:: ROWS

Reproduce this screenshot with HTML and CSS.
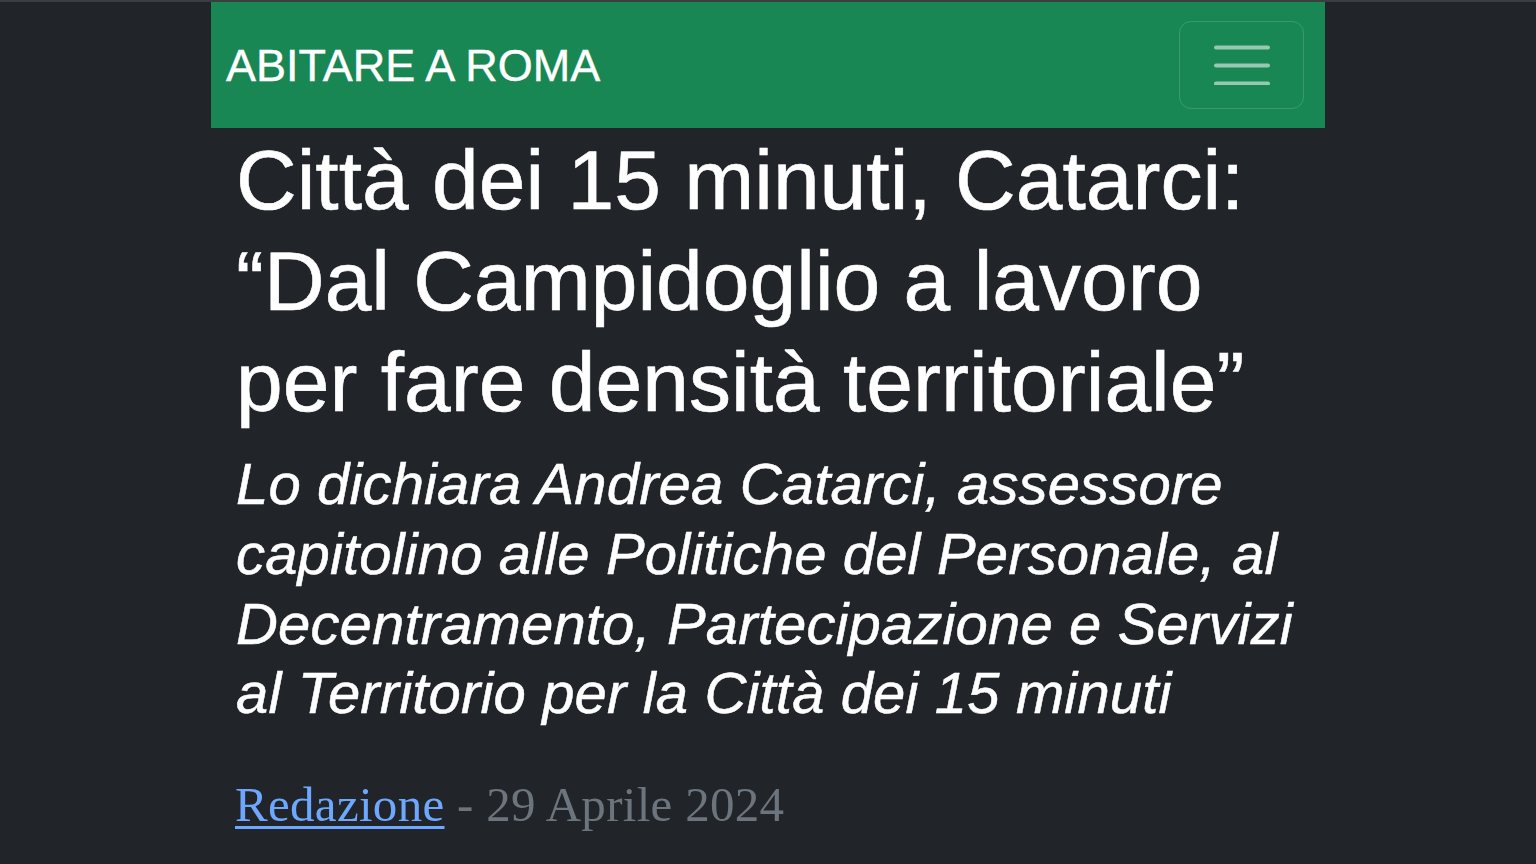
FILE: index.html
```html
<!DOCTYPE html>
<html lang="it">
<head>
<meta charset="utf-8">
<title>Abitare a Roma</title>
<link rel="stylesheet" href="styles.css">
</head>
<body>
<div class="topline"></div>
<div class="page">
  <nav class="navbar">
    <a class="brand" href="#">ABITARE A ROMA</a>
    <button class="toggler" type="button" aria-label="Menu">
      <svg width="56" height="40" viewBox="0 0 56 40" aria-hidden="true">
        <path d="M2 2.5H54M2 20.5H54M2 38.5H54" stroke="rgba(255,255,255,0.55)" stroke-width="4" stroke-linecap="round" fill="none"/>
      </svg>
    </button>
  </nav>
  <article class="article">
    <h1 class="title">Città dei 15 minuti, Catarci: “Dal Campidoglio a lavoro per fare densità territoriale”</h1>
    <p class="lead">Lo dichiara Andrea Catarci, assessore capitolino alle Politiche del Personale, al Decentramento, Partecipazione e Servizi al Territorio per la Città dei 15 minuti</p>
    <p class="byline"><a class="author" href="#">Redazione</a> - 29 Aprile 2024</p>
  </article>
</div>
</body>
</html>
```

FILE: styles.css
```css
html, body {
  margin: 0;
  padding: 0;
  background: #212529;
}

body {
  font-family: "Liberation Sans", Arial, Helvetica, sans-serif;
  color: #ffffff;
}

.topline {
  height: 2px;
  background: #3b3e41;
}

.page {
  width: 1114px;
  margin: 0 auto;
}

.navbar {
  height: 126px;
  background: #198754;
  display: flex;
  align-items: center;
  justify-content: space-between;
  padding: 0 21px 0 15px;
  box-sizing: border-box;
}

.brand {
  color: #ffffff;
  text-decoration: none;
  font-size: 45px;
  line-height: 1;
  -webkit-text-stroke: 0.4px #ffffff;
}

.toggler {
  width: 125px;
  height: 88px;
  box-sizing: border-box;
  border: 1.5px solid rgba(255, 255, 255, 0.15);
  border-radius: 12px;
  background: transparent;
  display: flex;
  align-items: center;
  justify-content: center;
  padding: 0;
}

.toggler svg {
  display: block;
}

.article {
  padding: 2px 18px 0 25px;
}

.title {
  margin: 0 0 17px 0;
  font-size: 84px;
  line-height: 1.2;
  font-weight: 400;
  -webkit-text-stroke: 0.6px #ffffff;
}

.lead {
  margin: 0 0 40px 0;
  font-size: 58px;
  line-height: 1.2;
  font-style: italic;
  letter-spacing: 0.15px;
  -webkit-text-stroke: 0.5px #ffffff;
}

.byline {
  margin: 0;
  font-family: "Liberation Serif", Georgia, "Times New Roman", serif;
  font-size: 49px;
  letter-spacing: 0.3px;
  line-height: 1.5;
  color: #6c757d;
  margin-left: -1px;
}

.author {
  color: #6ea8fe;
  text-decoration: underline;
  text-decoration-thickness: 3px;
  text-underline-offset: 5px;
}
```
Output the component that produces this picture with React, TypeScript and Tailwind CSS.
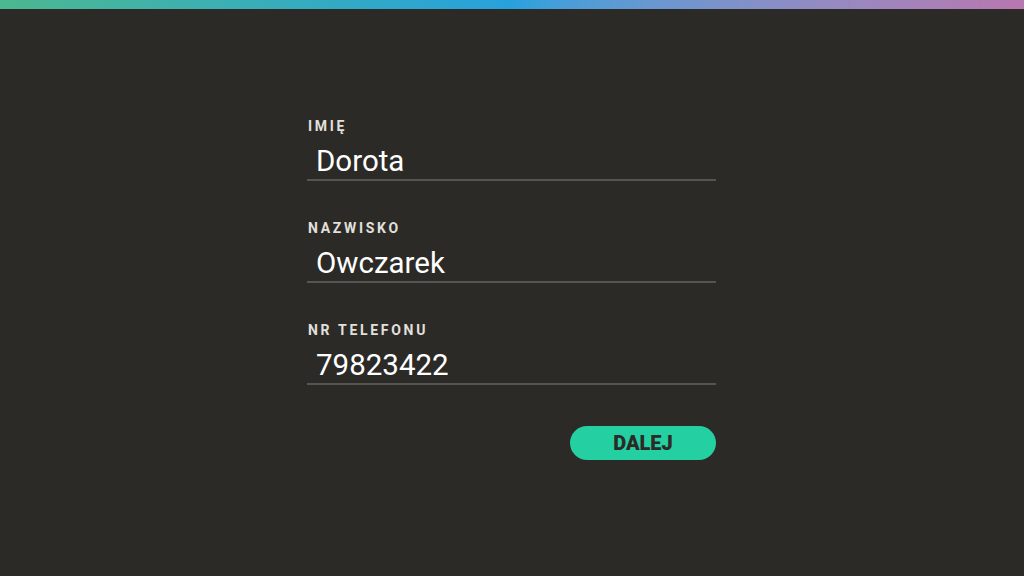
import React from "react";

type FieldProps = {
  label: string;
  value: string;
};

function Field({ label, value }: FieldProps) {
  return (
    <div className="flex flex-col">
      <span className="pl-px text-[14px] leading-4 font-bold tracking-[2.7px] text-[#e2e0dc]">{label}</span>
      <div className="mt-[9px] border-b-2 border-[#575552] pl-[9px] text-[29.5px] leading-9 text-white">
        {value}
      </div>
    </div>
  );
}

export default function App() {
  return (
    <div className="flex h-[576px] w-[1024px] flex-col bg-[#2c2a27] font-['Roboto',sans-serif]">
      <div className="h-[9px] w-full bg-gradient-to-r from-[#4cb88f] via-[#27a1dd] to-[#b877b0]" />
      <div className="ml-[307px] flex w-[409px] flex-col gap-[39px] pt-[109px]">
        <Field label="IMIĘ" value="Dorota" />
        <Field label="NAZWISKO" value="Owczarek" />
        <Field label="NR TELEFONU" value="79823422" />
      </div>
      <div className="ml-[307px] mt-[41px] flex w-[409px] justify-end">
        <button className="flex h-[34px] w-[146px] items-center justify-center rounded-full bg-[#24cfa2] text-[20px] font-black text-[#2c2a27]">
          DALEJ
        </button>
      </div>
    </div>
  );
}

::::

§ WHAT TO WORK ON
Take the listing and print it again exactly, but without any pictures.

§ RESPONSE
Reproduce this screenshot with HTML and CSS.
FILE: index.html
```html
<!DOCTYPE html>
<html lang="it">
<head>
<meta charset="utf-8">
<title>Abitare a Roma</title>
<link rel="stylesheet" href="styles.css">
</head>
<body>
<div class="topline"></div>
<div class="page">
  <nav class="navbar">
    <a class="brand" href="#">ABITARE A ROMA</a>
    <button class="toggler" type="button" aria-label="Menu">
      <svg width="56" height="40" viewBox="0 0 56 40" aria-hidden="true">
        <path d="M2 2.5H54M2 20.5H54M2 38.5H54" stroke="rgba(255,255,255,0.55)" stroke-width="4" stroke-linecap="round" fill="none"/>
      </svg>
    </button>
  </nav>
  <article class="article">
    <h1 class="title">Città dei 15 minuti, Catarci: “Dal Campidoglio a lavoro per fare densità territoriale”</h1>
    <p class="lead">Lo dichiara Andrea Catarci, assessore capitolino alle Politiche del Personale, al Decentramento, Partecipazione e Servizi al Territorio per la Città dei 15 minuti</p>
    <p class="byline"><a class="author" href="#">Redazione</a> - 29 Aprile 2024</p>
  </article>
</div>
</body>
</html>
```

FILE: styles.css
```css
html, body {
  margin: 0;
  padding: 0;
  background: #212529;
}

body {
  font-family: "Liberation Sans", Arial, Helvetica, sans-serif;
  color: #ffffff;
}

.topline {
  height: 2px;
  background: #3b3e41;
}

.page {
  width: 1114px;
  margin: 0 auto;
}

.navbar {
  height: 126px;
  background: #198754;
  display: flex;
  align-items: center;
  justify-content: space-between;
  padding: 0 21px 0 15px;
  box-sizing: border-box;
}

.brand {
  color: #ffffff;
  text-decoration: none;
  font-size: 45px;
  line-height: 1;
  -webkit-text-stroke: 0.4px #ffffff;
}

.toggler {
  width: 125px;
  height: 88px;
  box-sizing: border-box;
  border: 1.5px solid rgba(255, 255, 255, 0.15);
  border-radius: 12px;
  background: transparent;
  display: flex;
  align-items: center;
  justify-content: center;
  padding: 0;
}

.toggler svg {
  display: block;
}

.article {
  padding: 2px 18px 0 25px;
}

.title {
  margin: 0 0 17px 0;
  font-size: 84px;
  line-height: 1.2;
  font-weight: 400;
  -webkit-text-stroke: 0.6px #ffffff;
}

.lead {
  margin: 0 0 40px 0;
  font-size: 58px;
  line-height: 1.2;
  font-style: italic;
  letter-spacing: 0.15px;
  -webkit-text-stroke: 0.5px #ffffff;
}

.byline {
  margin: 0;
  font-family: "Liberation Serif", Georgia, "Times New Roman", serif;
  font-size: 49px;
  letter-spacing: 0.3px;
  line-height: 1.5;
  color: #6c757d;
  margin-left: -1px;
}

.author {
  color: #6ea8fe;
  text-decoration: underline;
  text-decoration-thickness: 3px;
  text-underline-offset: 5px;
}
```
Output the component that produces this picture with React, TypeScript and Tailwind CSS.
import React from "react";

type FieldProps = {
  label: string;
  value: string;
};

function Field({ label, value }: FieldProps) {
  return (
    <div className="flex flex-col">
      <span className="pl-px text-[14px] leading-4 font-bold tracking-[2.7px] text-[#e2e0dc]">{label}</span>
      <div className="mt-[9px] border-b-2 border-[#575552] pl-[9px] text-[29.5px] leading-9 text-white">
        {value}
      </div>
    </div>
  );
}

export default function App() {
  return (
    <div className="flex h-[576px] w-[1024px] flex-col bg-[#2c2a27] font-['Roboto',sans-serif]">
      <div className="h-[9px] w-full bg-gradient-to-r from-[#4cb88f] via-[#27a1dd] to-[#b877b0]" />
      <div className="ml-[307px] flex w-[409px] flex-col gap-[39px] pt-[109px]">
        <Field label="IMIĘ" value="Dorota" />
        <Field label="NAZWISKO" value="Owczarek" />
        <Field label="NR TELEFONU" value="79823422" />
      </div>
      <div className="ml-[307px] mt-[41px] flex w-[409px] justify-end">
        <button className="flex h-[34px] w-[146px] items-center justify-center rounded-full bg-[#24cfa2] text-[20px] font-black text-[#2c2a27]">
          DALEJ
        </button>
      </div>
    </div>
  );
}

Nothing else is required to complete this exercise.